The regulations may provide for ASIC to issue infringement notices and impose penalties which don't exceed one 40th of the maximum penalty a court could impose in respect of the relevant contravention.

Courts and jurisdiction

A framework has been established for the jurisdiction of the courts.

The small claims procedure which was in the original draft has been expanded. Under that regime the relevant courts will not be bound by the rules of evidence. Costs can only be awarded against the consumer in a small claims proceeding, or in an application relating to hardship or postponement, if the proceedings are vexatious or without reasonable cause.


It has been clarified that, once the Bill becomes law, a contravention of the Act will not affect the validity of credit contracts, mortgages and guarantees unless the NCC provides otherwise.

There is a prohibition on contracting out of the Act and a provision indicating that any indemnity from a debtor, mortgagor, guarantor or lessee for loss suffered by a credit provider or lessor arising under the Act (other than under the NCC) will be void. These provisions are similar to equivalent provisions in the NCC (which mirror current UCCC provisions).

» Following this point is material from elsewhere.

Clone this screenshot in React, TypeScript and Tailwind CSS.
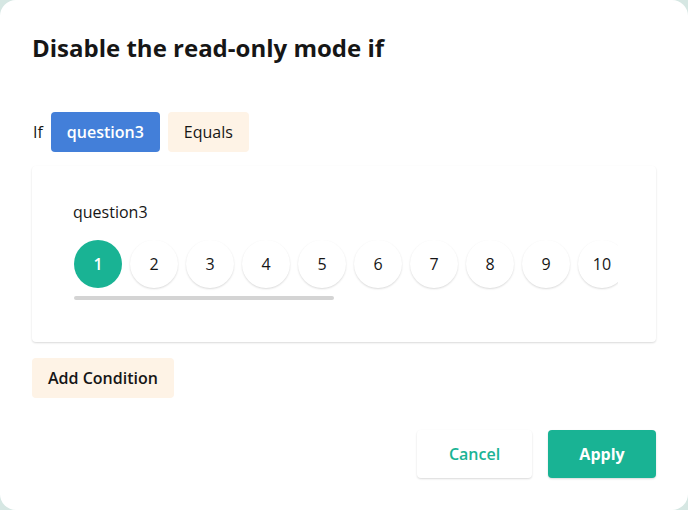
import { Fragment } from 'react';

const values = [1, 2, 3, 4, 5, 6, 7, 8, 9, 10];

function Pill({ label, tone }: { label: string; tone: 'blue' | 'cream' }) {
    return (
        <span
            className={
                tone === 'blue'
                    ? 'flex h-10 items-center rounded-[4px] bg-[#437fd9] px-4 text-[16px] font-semibold text-white'
                    : 'flex h-10 items-center rounded-[4px] bg-[#fef3e6] px-4 text-[16px] text-[#161616]'
            }
        >
            {label}
        </span>
    );
}

export default function App() {
    return (
        <div className="h-[510px] w-[688px] bg-[#d6e7e3] font-['Open_Sans',sans-serif]">
            <div className="flex h-full w-full flex-col rounded-[16px] bg-white px-8 pt-[30px]">
                <h1 className="text-[24px] font-bold leading-[36px] text-[#161616]">
                    Disable the read-only mode if
                </h1>

                <div className="mt-[46px] flex items-center gap-2">
                    <span className="pl-px text-[16px] text-[#161616]">If</span>
                    <Pill label="question3" tone="blue" />
                    <Pill label="Equals" tone="cream" />
                </div>

                {/* value card */}
                <div className="mt-[14px] rounded-[4px] bg-white px-[41px] pb-[42px] pt-[34px] shadow-[0_1px_2px_rgba(0,0,0,0.15)]">
                    <div className="text-[16px] leading-6 text-[#161616]">question3</div>
                    <div className="ml-px mt-[16px] w-[544px] overflow-hidden">
                        <div className="flex gap-2">
                            {values.map((v) => (
                                <Fragment key={v}>
                                    <span
                                        className={
                                            v === 1
                                                ? 'flex h-12 w-12 shrink-0 items-center justify-center rounded-full bg-[#19b394] text-[16px] font-semibold text-white'
                                                : 'flex h-12 w-12 shrink-0 items-center justify-center rounded-full bg-white text-[16px] text-[#161616] shadow-[0_1px_2px_rgba(0,0,0,0.15)]'
                                        }
                                    >
                                        {v}
                                    </span>
                                </Fragment>
                            ))}
                        </div>
                        <div className="mt-2 h-1 w-[260px] rounded-full bg-[#d4d4d4]" />
                    </div>
                </div>

                <div className="mt-4">
                    <button className="h-10 rounded-[4px] bg-[#fef3e6] px-4 text-[16px] font-semibold text-[#161616]">
                        Add Condition
                    </button>
                </div>

                <div className="mt-8 flex justify-end gap-4">
                    <button className="h-12 w-[115px] rounded-[4px] bg-white text-[16px] font-semibold text-[#19b394] shadow-[0_1px_2px_rgba(0,0,0,0.15)]">
                        Cancel
                    </button>
                    <button className="h-12 w-[108px] rounded-[4px] bg-[#19b394] text-[16px] font-bold text-white shadow-[0_1px_2px_rgba(0,0,0,0.15)]">
                        Apply
                    </button>
                </div>
            </div>
        </div>
    );
}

There is a new provision in substantially the same terms as the existing section 169A of the UCCC providing that indemnities for liability under the Act (including for civil and criminal penalties), other than those referred to in the previous paragraph, are not void on the grounds of public policy. This means that it will be possible, for example, for an entity originating or servicing loans for a credit provider to indemnify that credit provider for any loss or damage it incurs under the Act through the conduct of the relevant originator or servicer.

Next steps

The Senate has referred the Bill and three related bills to the Senate Standing Committee on Economics for report by 7 August 2009. The closing date for submissions to the committee is 17 July 2009.